Neste particular Amilcar Monteiro rebate as críticas dos empresários que, muitas vezes, se queixam de não tirarem proveitos práticos da CEDEAO e diz ser um assunto “complexo” e “amplo”. Isto porque os países da CEDEAO têm economias muito parecidas e Cabo Verde acaba por ser um caso muito distinto no seio da comunidade.
“Cabo Verde é o único país insular que vive praticamente ao largo do oceano Atlântico, não temos ligação aérea e marítima frequente, mas há uma vontade. Assistimos recentemente à fusão de três grandes zonas, a comunidade do Sul, do Centro e do Este, que se reuniram e criaram uma zona económica. Essa intenção de formalizar zonas de livre comércio significa que haverá possibilidade dos bens e serviços circularem livremente, mas a realidade é que há carência de infraestruturas, não há conformidade de normas, e há questões financeiras que vão dificultar essa implementação”, atesta.
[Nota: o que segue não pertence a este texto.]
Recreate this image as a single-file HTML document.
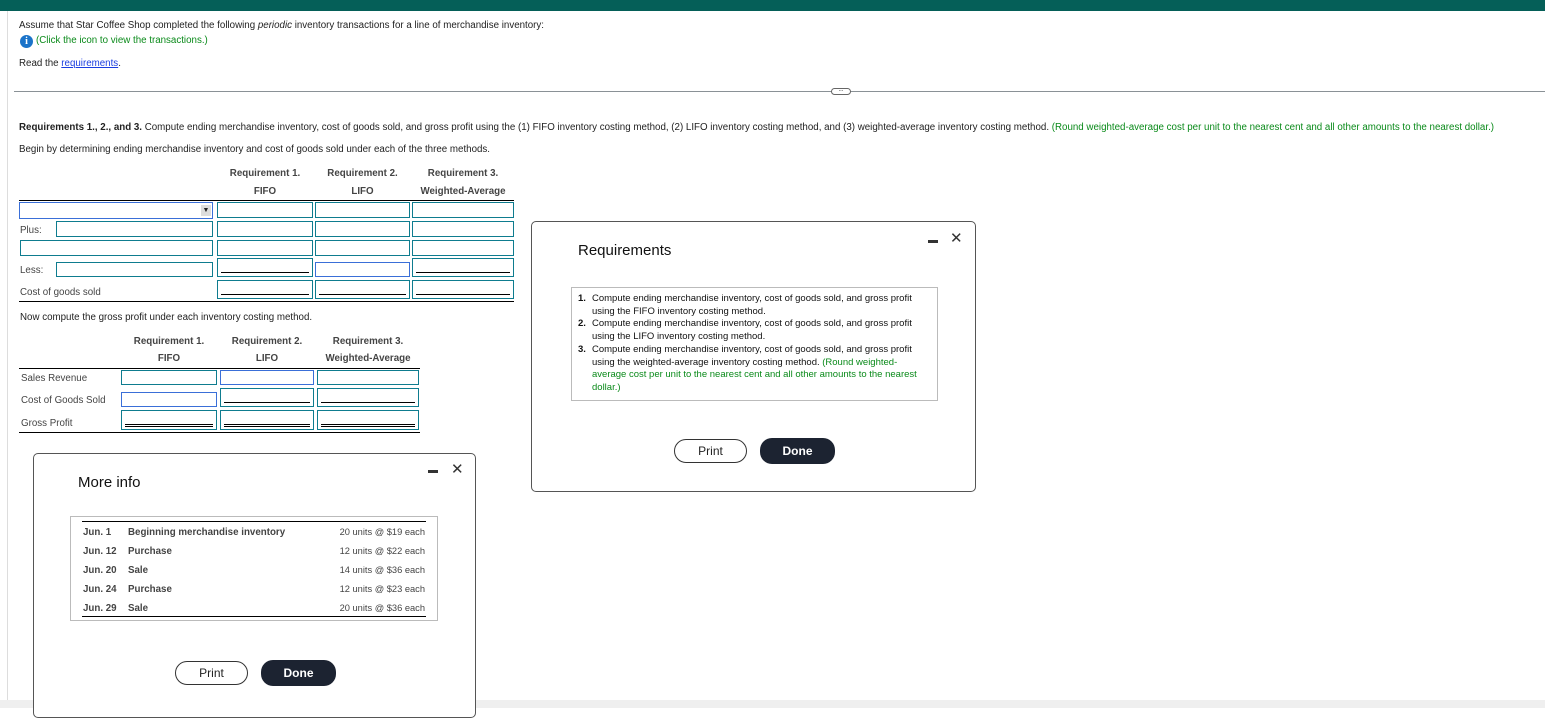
<!DOCTYPE html>
<html><head><style>
*{margin:0;padding:0;box-sizing:border-box}
body{width:1545px;height:708px;overflow:hidden;background:#fff;font-family:"Liberation Sans",Arial,sans-serif;font-size:9.75px;color:#222;position:relative}
.a{position:absolute;white-space:nowrap}
.in{position:absolute;border:1px solid #0e7c8f;background:#fff}
.hd{position:absolute;font-weight:bold;color:#444;text-align:center;font-size:9.75px}
.ul{position:absolute;left:3px;right:3px;bottom:3px;border-top:1px solid #000}
.dl{position:absolute;left:3px;right:3px;bottom:2px;height:3px;border-top:1px solid #000;border-bottom:1px solid #000}
.dlg{position:absolute;background:#fff;border:1px solid #555;border-radius:5px}
.btn{position:absolute;height:24px;border-radius:12px;font-size:12px;text-align:center;line-height:22px}
.pr{border:1.5px solid #333;background:#fff;color:#222}
.dn{background:#1c2331;color:#fff;font-weight:bold}
.g{color:#0a8a1a}
</style></head><body>
<div class="a" style="left:0;top:0;width:1545px;height:11px;background:#055f58"></div>
<div class="a" style="left:7px;top:11px;width:1px;height:697px;background:#ddd"></div>
<div class="a" style="left:0;top:700px;width:1545px;height:8px;background:#efefef"></div>

<div class="a" style="left:19px;top:20px">Assume that Star Coffee Shop completed the following <i>periodic</i> inventory transactions for a line of merchandise inventory:</div>
<div class="a" style="left:20px;top:35px;width:13px;height:13px;border-radius:50%;background:#1a73c9;color:#fff;font-weight:bold;font-size:10px;text-align:center;line-height:13px;font-family:'Liberation Serif',serif">i</div>
<div class="a g" style="left:36px;top:35px">(Click the icon to view the transactions.)</div>
<div class="a" style="left:19px;top:58px">Read the <span style="color:#1a3de0;text-decoration:underline">requirements</span>.</div>
<div class="a" style="left:14px;top:91px;width:1531px;height:1px;background:#8a9196"></div>
<div class="a" style="left:831px;top:88px;width:20px;height:7px;border:1px solid #666;border-radius:4px;background:#fff;font-size:6px;line-height:3px;text-align:center">...</div>

<div class="a" style="left:19px;top:122px"><b>Requirements 1., 2., and 3.</b> Compute ending merchandise inventory, cost of goods sold, and gross profit using the (1) FIFO inventory costing method, (2) LIFO inventory costing method, and (3) weighted-average inventory costing method. <span class="g">(Round weighted-average cost per unit to the nearest cent and all other amounts to the nearest dollar.)</span></div>
<div class="a" style="left:19px;top:144px">Begin by determining ending merchandise inventory and cost of goods sold under each of the three methods.</div>

<div class="hd" style="left:217px;width:96px;top:168px">Requirement 1.</div>
<div class="hd" style="left:315px;width:95px;top:168px">Requirement 2.</div>
<div class="hd" style="left:412px;width:102px;top:168px">Requirement 3.</div>
<div class="hd" style="left:217px;width:96px;top:186px">FIFO</div>
<div class="hd" style="left:315px;width:95px;top:186px">LIFO</div>
<div class="hd" style="left:412px;width:102px;top:186px">Weighted-Average</div>
<div class="a" style="left:19px;top:200px;width:495px;height:1px;background:#000"></div>
<div class="in" style="left:19px;top:202px;width:194px;height:17px;border-color:#3a6fd8"><div style="position:absolute;right:1px;top:2px;width:10px;height:11px;background:#ddd;font-size:7px;text-align:center;line-height:11px">▼</div></div>
<div class="a" style="left:20px;top:225px;color:#444">Plus:</div>
<div class="in" style="left:56px;top:221px;width:157px;height:16px"></div>
<div class="in" style="left:20px;top:240px;width:193px;height:16px"></div>
<div class="a" style="left:20px;top:265px;color:#444">Less:</div>
<div class="in" style="left:56px;top:262px;width:157px;height:15px"></div>
<div class="a" style="left:20px;top:287px;color:#444">Cost of goods sold</div>
<div class="in" style="left:217px;top:202px;width:96px;height:16px"></div>
<div class="in" style="left:315px;top:202px;width:95px;height:16px"></div>
<div class="in" style="left:412px;top:202px;width:102px;height:16px"></div>
<div class="in" style="left:217px;top:221px;width:96px;height:16px"></div>
<div class="in" style="left:315px;top:221px;width:95px;height:16px"></div>
<div class="in" style="left:412px;top:221px;width:102px;height:16px"></div>
<div class="in" style="left:217px;top:240px;width:96px;height:16px"></div>
<div class="in" style="left:315px;top:240px;width:95px;height:16px"></div>
<div class="in" style="left:412px;top:240px;width:102px;height:16px"></div>
<div class="in" style="left:217px;top:258px;width:96px;height:19px"><div class="ul"></div></div>
<div class="in" style="left:315px;top:262px;width:95px;height:15px;border-color:#3a6fd8"></div>
<div class="in" style="left:412px;top:258px;width:102px;height:19px"><div class="ul"></div></div>
<div class="in" style="left:217px;top:280px;width:96px;height:19px"><div class="ul"></div></div>
<div class="in" style="left:315px;top:280px;width:95px;height:19px"><div class="ul"></div></div>
<div class="in" style="left:412px;top:280px;width:102px;height:19px"><div class="ul"></div></div>
<div class="a" style="left:19px;top:301px;width:495px;height:1px;background:#000"></div>

<div class="a" style="left:20px;top:312px">Now compute the gross profit under each inventory costing method.</div>
<div class="hd" style="left:121px;width:96px;top:336px">Requirement 1.</div>
<div class="hd" style="left:220px;width:94px;top:336px">Requirement 2.</div>
<div class="hd" style="left:317px;width:102px;top:336px">Requirement 3.</div>
<div class="hd" style="left:121px;width:96px;top:353px">FIFO</div>
<div class="hd" style="left:220px;width:94px;top:353px">LIFO</div>
<div class="hd" style="left:317px;width:102px;top:353px">Weighted-Average</div>
<div class="a" style="left:19px;top:368px;width:401px;height:1px;background:#000"></div>
<div class="a" style="left:21px;top:373px;color:#444">Sales Revenue</div>
<div class="a" style="left:21px;top:395px;color:#444">Cost of Goods Sold</div>
<div class="a" style="left:21px;top:418px;color:#444">Gross Profit</div>
<div class="in" style="left:121px;top:370px;width:96px;height:15px"></div>
<div class="in" style="left:220px;top:370px;width:94px;height:15px;border-color:#3a6fd8"></div>
<div class="in" style="left:317px;top:370px;width:102px;height:15px"></div>
<div class="in" style="left:121px;top:392px;width:96px;height:15px;border-color:#3a6fd8"></div>
<div class="in" style="left:220px;top:388px;width:94px;height:19px"><div class="ul"></div></div>
<div class="in" style="left:317px;top:388px;width:102px;height:19px"><div class="ul"></div></div>
<div class="in" style="left:121px;top:410px;width:96px;height:20px"><div class="dl"></div></div>
<div class="in" style="left:220px;top:410px;width:94px;height:20px"><div class="dl"></div></div>
<div class="in" style="left:317px;top:410px;width:102px;height:20px"><div class="dl"></div></div>
<div class="a" style="left:19px;top:432px;width:401px;height:1px;background:#000"></div>

<div class="dlg" style="left:33px;top:453px;width:443px;height:265px">
<div class="a" style="left:44px;top:20px;font-size:15px;color:#111">More info</div>
<div class="a" style="left:394px;top:16px;width:10px;height:3px;background:#333"></div>
<div class="a" style="left:417px;top:6px;font-size:15px;color:#333">✕</div>
<div class="a" style="left:36px;top:62px;width:368px;height:105px;border:1px solid #bbb">
 <div class="a" style="left:11px;top:4px;width:344px;height:1px;background:#000"></div>
 <div class="a" style="left:11px;top:99px;width:344px;height:1px;background:#000"></div>
 <div class="a" style="left:12px;top:6px;font-weight:bold;color:#444;line-height:19px">Jun. 1<br>Jun. 12<br>Jun. 20<br>Jun. 24<br>Jun. 29</div>
 <div class="a" style="left:57px;top:6px;font-weight:bold;color:#444;line-height:19px">Beginning merchandise inventory<br>Purchase<br>Sale<br>Purchase<br>Sale</div>
 <div class="a" style="right:12px;top:6px;color:#444;line-height:19px;font-size:9.3px;text-align:right">20 units @ $19 each<br>12 units @ $22 each<br>14 units @ $36 each<br>12 units @ $23 each<br>20 units @ $36 each</div>
</div>
<div class="btn pr" style="left:141px;top:207px;width:73px">Print</div>
<div class="btn dn" style="left:227px;top:206px;width:75px;height:26px;line-height:26px">Done</div>
</div>

<div class="dlg" style="left:531px;top:221px;width:445px;height:271px">
<div class="a" style="left:46px;top:20px;font-size:15px;color:#111">Requirements</div>
<div class="a" style="left:396px;top:18px;width:10px;height:3px;background:#333"></div>
<div class="a" style="left:418px;top:7px;font-size:15px;color:#333">✕</div>
<div class="a" style="left:39px;top:65px;width:367px;height:114px;border:1px solid #bbb;white-space:normal;color:#111">
 <div class="a" style="left:6px;top:5px;line-height:12.7px;font-weight:bold;font-size:9.5px">1.<br><br>2.<br><br>3.</div>
 <div class="a" style="left:20px;top:5px;line-height:12.7px;width:335px;white-space:normal;font-size:9.5px">Compute ending merchandise inventory, cost of goods sold, and gross profit using the FIFO inventory costing method.<br>Compute ending merchandise inventory, cost of goods sold, and gross profit using the LIFO inventory costing method.<br>Compute ending merchandise inventory, cost of goods sold, and gross profit using the weighted-average inventory costing method. <span class="g">(Round weighted-average cost per unit to the nearest cent and all other amounts to the nearest dollar.)</span></div>
</div>
<div class="btn pr" style="left:142px;top:217px;width:73px">Print</div>
<div class="btn dn" style="left:228px;top:216px;width:75px;height:26px;line-height:26px">Done</div>
</div>
</body></html>
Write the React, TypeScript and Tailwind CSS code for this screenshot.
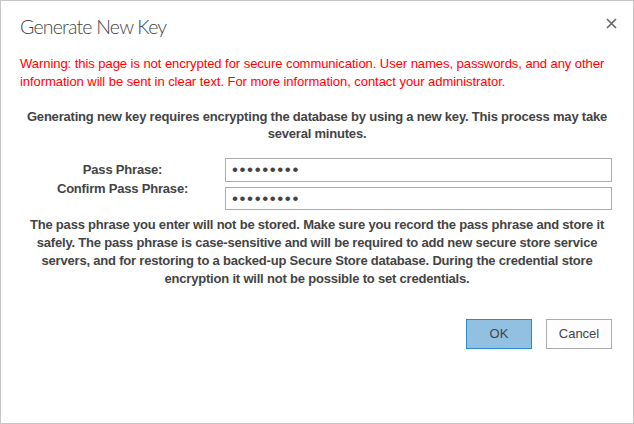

Além da Tarifa Externa Comum, da CEDEAO, em implementação, Monteiro lembra que há também um grande acordo a ser estabelecido entre a CEDEAO e a União Europeia (UE), que prevê a abertura do mercado europeu a 100% e a abertura do mercado da CEDEAO em 75%, durante 20 anos. “Isso tudo cria um cenário em que Cabo Verde só interessa à África se estiver na África e Cabo Verde só interessa à Europa se estiver na África, portanto, a nossa integração regional é estratégica”, adverte.
Quanto aos incentivos, Amílcar Monteiro admite que, de facto, “não existem”, mas argumenta porquê. “É até uma prática contrária à OMC. A OMC trabalha no equilíbrio dos mercados, então, se os países incentivarem ou financiarem a exportação, vão competir com outros países que não têm a mesma capacidade”, conclui.